INSTRUCTIONS TO FOLLOW =>
Word for word, give the material below again, minus any images.

DATA EXCERPT =>
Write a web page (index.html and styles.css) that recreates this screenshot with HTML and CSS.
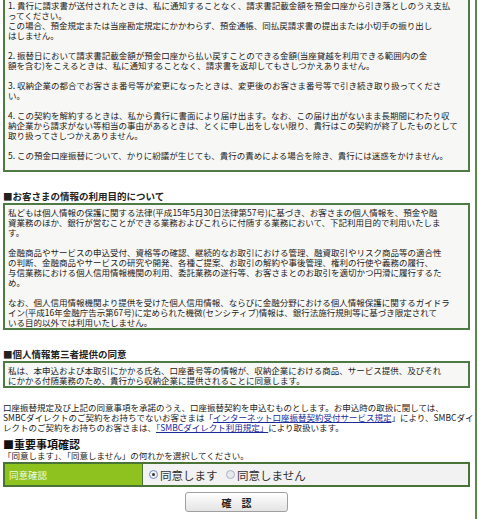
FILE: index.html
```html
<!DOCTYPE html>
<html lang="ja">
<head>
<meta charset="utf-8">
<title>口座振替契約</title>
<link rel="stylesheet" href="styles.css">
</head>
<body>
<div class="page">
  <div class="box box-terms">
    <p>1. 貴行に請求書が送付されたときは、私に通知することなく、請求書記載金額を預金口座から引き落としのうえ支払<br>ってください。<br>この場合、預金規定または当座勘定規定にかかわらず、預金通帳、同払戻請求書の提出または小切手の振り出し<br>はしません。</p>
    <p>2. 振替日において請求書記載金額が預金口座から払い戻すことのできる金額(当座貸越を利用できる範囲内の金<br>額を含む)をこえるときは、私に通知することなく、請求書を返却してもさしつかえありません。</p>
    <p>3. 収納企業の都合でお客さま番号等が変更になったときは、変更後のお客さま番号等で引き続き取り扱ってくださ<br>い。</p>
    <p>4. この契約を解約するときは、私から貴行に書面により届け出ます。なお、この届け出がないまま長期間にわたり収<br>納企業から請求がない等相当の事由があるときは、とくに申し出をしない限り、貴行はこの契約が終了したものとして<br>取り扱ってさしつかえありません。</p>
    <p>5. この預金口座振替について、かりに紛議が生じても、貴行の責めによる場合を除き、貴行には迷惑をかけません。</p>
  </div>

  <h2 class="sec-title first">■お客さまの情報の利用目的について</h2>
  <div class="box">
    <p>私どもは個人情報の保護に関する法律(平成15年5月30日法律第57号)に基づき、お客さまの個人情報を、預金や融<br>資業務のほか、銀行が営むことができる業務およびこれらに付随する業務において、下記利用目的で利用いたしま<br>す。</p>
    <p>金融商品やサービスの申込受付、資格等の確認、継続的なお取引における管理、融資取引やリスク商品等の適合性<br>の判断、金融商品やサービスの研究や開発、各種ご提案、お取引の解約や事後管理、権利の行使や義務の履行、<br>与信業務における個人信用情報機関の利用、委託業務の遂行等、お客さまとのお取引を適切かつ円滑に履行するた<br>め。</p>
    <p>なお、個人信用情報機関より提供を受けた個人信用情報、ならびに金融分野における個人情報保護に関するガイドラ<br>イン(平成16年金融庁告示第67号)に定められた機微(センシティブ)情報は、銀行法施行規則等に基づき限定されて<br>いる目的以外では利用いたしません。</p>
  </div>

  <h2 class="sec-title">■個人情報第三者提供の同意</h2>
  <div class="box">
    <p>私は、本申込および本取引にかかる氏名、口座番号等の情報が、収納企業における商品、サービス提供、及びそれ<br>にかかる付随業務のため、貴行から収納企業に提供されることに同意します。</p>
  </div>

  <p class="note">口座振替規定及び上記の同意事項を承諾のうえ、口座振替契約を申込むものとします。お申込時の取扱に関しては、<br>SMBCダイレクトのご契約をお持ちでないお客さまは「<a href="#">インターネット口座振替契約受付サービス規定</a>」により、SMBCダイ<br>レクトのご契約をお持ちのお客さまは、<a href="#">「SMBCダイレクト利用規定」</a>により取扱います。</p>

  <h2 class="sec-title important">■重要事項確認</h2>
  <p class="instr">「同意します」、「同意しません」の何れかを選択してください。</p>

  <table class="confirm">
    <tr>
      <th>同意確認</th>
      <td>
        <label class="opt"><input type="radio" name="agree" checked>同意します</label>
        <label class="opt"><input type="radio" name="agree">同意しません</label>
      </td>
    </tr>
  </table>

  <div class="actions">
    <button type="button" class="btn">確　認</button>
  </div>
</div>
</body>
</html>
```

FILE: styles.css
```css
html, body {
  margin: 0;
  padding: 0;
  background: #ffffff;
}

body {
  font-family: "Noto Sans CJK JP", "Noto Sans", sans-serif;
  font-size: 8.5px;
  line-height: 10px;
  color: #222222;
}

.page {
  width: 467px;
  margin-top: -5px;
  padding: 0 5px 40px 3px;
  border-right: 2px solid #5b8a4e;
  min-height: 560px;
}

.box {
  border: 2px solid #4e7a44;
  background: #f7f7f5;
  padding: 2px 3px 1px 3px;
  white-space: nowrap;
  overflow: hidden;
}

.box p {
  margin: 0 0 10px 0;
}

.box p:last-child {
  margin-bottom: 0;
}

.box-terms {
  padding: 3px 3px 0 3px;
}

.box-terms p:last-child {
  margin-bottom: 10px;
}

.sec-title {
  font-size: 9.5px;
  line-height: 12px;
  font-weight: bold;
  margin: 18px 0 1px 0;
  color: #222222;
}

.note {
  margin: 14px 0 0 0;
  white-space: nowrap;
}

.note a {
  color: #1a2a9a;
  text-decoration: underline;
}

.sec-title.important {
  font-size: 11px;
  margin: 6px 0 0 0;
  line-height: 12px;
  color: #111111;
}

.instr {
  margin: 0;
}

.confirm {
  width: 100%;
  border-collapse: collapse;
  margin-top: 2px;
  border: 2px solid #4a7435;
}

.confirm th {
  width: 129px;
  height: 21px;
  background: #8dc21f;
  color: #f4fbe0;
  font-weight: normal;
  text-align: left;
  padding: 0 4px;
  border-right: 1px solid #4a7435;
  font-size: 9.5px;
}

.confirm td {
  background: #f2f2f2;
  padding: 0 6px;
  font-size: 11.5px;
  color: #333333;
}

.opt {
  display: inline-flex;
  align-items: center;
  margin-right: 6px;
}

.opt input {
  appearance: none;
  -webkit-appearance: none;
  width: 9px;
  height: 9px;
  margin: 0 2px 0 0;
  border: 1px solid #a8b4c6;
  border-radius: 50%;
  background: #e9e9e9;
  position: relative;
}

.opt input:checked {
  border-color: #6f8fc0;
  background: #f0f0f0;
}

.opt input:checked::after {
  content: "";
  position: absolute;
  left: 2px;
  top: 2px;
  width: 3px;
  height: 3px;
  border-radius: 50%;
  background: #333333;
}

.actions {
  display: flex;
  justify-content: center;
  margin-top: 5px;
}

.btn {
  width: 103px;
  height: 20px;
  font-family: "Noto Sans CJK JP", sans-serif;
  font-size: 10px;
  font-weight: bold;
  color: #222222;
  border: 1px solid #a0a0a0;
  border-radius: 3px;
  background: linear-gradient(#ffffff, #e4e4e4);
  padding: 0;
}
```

CORRECT RESULT =>
Write a web page (index.html and styles.css) that recreates this screenshot with HTML and CSS.
FILE: index.html
```html
<!DOCTYPE html>
<html lang="ja">
<head>
<meta charset="utf-8">
<title>口座振替契約</title>
<link rel="stylesheet" href="styles.css">
</head>
<body>
<div class="page">
  <div class="box box-terms">
    <p>1. 貴行に請求書が送付されたときは、私に通知することなく、請求書記載金額を預金口座から引き落としのうえ支払<br>ってください。<br>この場合、預金規定または当座勘定規定にかかわらず、預金通帳、同払戻請求書の提出または小切手の振り出し<br>はしません。</p>
    <p>2. 振替日において請求書記載金額が預金口座から払い戻すことのできる金額(当座貸越を利用できる範囲内の金<br>額を含む)をこえるときは、私に通知することなく、請求書を返却してもさしつかえありません。</p>
    <p>3. 収納企業の都合でお客さま番号等が変更になったときは、変更後のお客さま番号等で引き続き取り扱ってくださ<br>い。</p>
    <p>4. この契約を解約するときは、私から貴行に書面により届け出ます。なお、この届け出がないまま長期間にわたり収<br>納企業から請求がない等相当の事由があるときは、とくに申し出をしない限り、貴行はこの契約が終了したものとして<br>取り扱ってさしつかえありません。</p>
    <p>5. この預金口座振替について、かりに紛議が生じても、貴行の責めによる場合を除き、貴行には迷惑をかけません。</p>
  </div>

  <h2 class="sec-title first">■お客さまの情報の利用目的について</h2>
  <div class="box">
    <p>私どもは個人情報の保護に関する法律(平成15年5月30日法律第57号)に基づき、お客さまの個人情報を、預金や融<br>資業務のほか、銀行が営むことができる業務およびこれらに付随する業務において、下記利用目的で利用いたしま<br>す。</p>
    <p>金融商品やサービスの申込受付、資格等の確認、継続的なお取引における管理、融資取引やリスク商品等の適合性<br>の判断、金融商品やサービスの研究や開発、各種ご提案、お取引の解約や事後管理、権利の行使や義務の履行、<br>与信業務における個人信用情報機関の利用、委託業務の遂行等、お客さまとのお取引を適切かつ円滑に履行するた<br>め。</p>
    <p>なお、個人信用情報機関より提供を受けた個人信用情報、ならびに金融分野における個人情報保護に関するガイドラ<br>イン(平成16年金融庁告示第67号)に定められた機微(センシティブ)情報は、銀行法施行規則等に基づき限定されて<br>いる目的以外では利用いたしません。</p>
  </div>

  <h2 class="sec-title">■個人情報第三者提供の同意</h2>
  <div class="box">
    <p>私は、本申込および本取引にかかる氏名、口座番号等の情報が、収納企業における商品、サービス提供、及びそれ<br>にかかる付随業務のため、貴行から収納企業に提供されることに同意します。</p>
  </div>

  <p class="note">口座振替規定及び上記の同意事項を承諾のうえ、口座振替契約を申込むものとします。お申込時の取扱に関しては、<br>SMBCダイレクトのご契約をお持ちでないお客さまは「<a href="#">インターネット口座振替契約受付サービス規定</a>」により、SMBCダイ<br>レクトのご契約をお持ちのお客さまは、<a href="#">「SMBCダイレクト利用規定」</a>により取扱います。</p>

  <h2 class="sec-title important">■重要事項確認</h2>
  <p class="instr">「同意します」、「同意しません」の何れかを選択してください。</p>

  <table class="confirm">
    <tr>
      <th>同意確認</th>
      <td>
        <label class="opt"><input type="radio" name="agree" checked>同意します</label>
        <label class="opt"><input type="radio" name="agree">同意しません</label>
      </td>
    </tr>
  </table>

  <div class="actions">
    <button type="button" class="btn">確　認</button>
  </div>
</div>
</body>
</html>
```

FILE: styles.css
```css
html, body {
  margin: 0;
  padding: 0;
  background: #ffffff;
}

body {
  font-family: "Noto Sans CJK JP", "Noto Sans", sans-serif;
  font-size: 8.5px;
  line-height: 10px;
  color: #222222;
}

.page {
  width: 467px;
  margin-top: -5px;
  padding: 0 5px 40px 3px;
  border-right: 2px solid #5b8a4e;
  min-height: 560px;
}

.box {
  border: 2px solid #4e7a44;
  background: #f7f7f5;
  padding: 2px 3px 1px 3px;
  white-space: nowrap;
  overflow: hidden;
}

.box p {
  margin: 0 0 10px 0;
}

.box p:last-child {
  margin-bottom: 0;
}

.box-terms {
  padding: 3px 3px 0 3px;
}

.box-terms p:last-child {
  margin-bottom: 10px;
}

.sec-title {
  font-size: 9.5px;
  line-height: 12px;
  font-weight: bold;
  margin: 18px 0 1px 0;
  color: #222222;
}

.note {
  margin: 14px 0 0 0;
  white-space: nowrap;
}

.note a {
  color: #1a2a9a;
  text-decoration: underline;
}

.sec-title.important {
  font-size: 11px;
  margin: 6px 0 0 0;
  line-height: 12px;
  color: #111111;
}

.instr {
  margin: 0;
}

.confirm {
  width: 100%;
  border-collapse: collapse;
  margin-top: 2px;
  border: 2px solid #4a7435;
}

.confirm th {
  width: 129px;
  height: 21px;
  background: #8dc21f;
  color: #f4fbe0;
  font-weight: normal;
  text-align: left;
  padding: 0 4px;
  border-right: 1px solid #4a7435;
  font-size: 9.5px;
}

.confirm td {
  background: #f2f2f2;
  padding: 0 6px;
  font-size: 11.5px;
  color: #333333;
}

.opt {
  display: inline-flex;
  align-items: center;
  margin-right: 6px;
}

.opt input {
  appearance: none;
  -webkit-appearance: none;
  width: 9px;
  height: 9px;
  margin: 0 2px 0 0;
  border: 1px solid #a8b4c6;
  border-radius: 50%;
  background: #e9e9e9;
  position: relative;
}

.opt input:checked {
  border-color: #6f8fc0;
  background: #f0f0f0;
}

.opt input:checked::after {
  content: "";
  position: absolute;
  left: 2px;
  top: 2px;
  width: 3px;
  height: 3px;
  border-radius: 50%;
  background: #333333;
}

.actions {
  display: flex;
  justify-content: center;
  margin-top: 5px;
}

.btn {
  width: 103px;
  height: 20px;
  font-family: "Noto Sans CJK JP", sans-serif;
  font-size: 10px;
  font-weight: bold;
  color: #222222;
  border: 1px solid #a0a0a0;
  border-radius: 3px;
  background: linear-gradient(#ffffff, #e4e4e4);
  padding: 0;
}
```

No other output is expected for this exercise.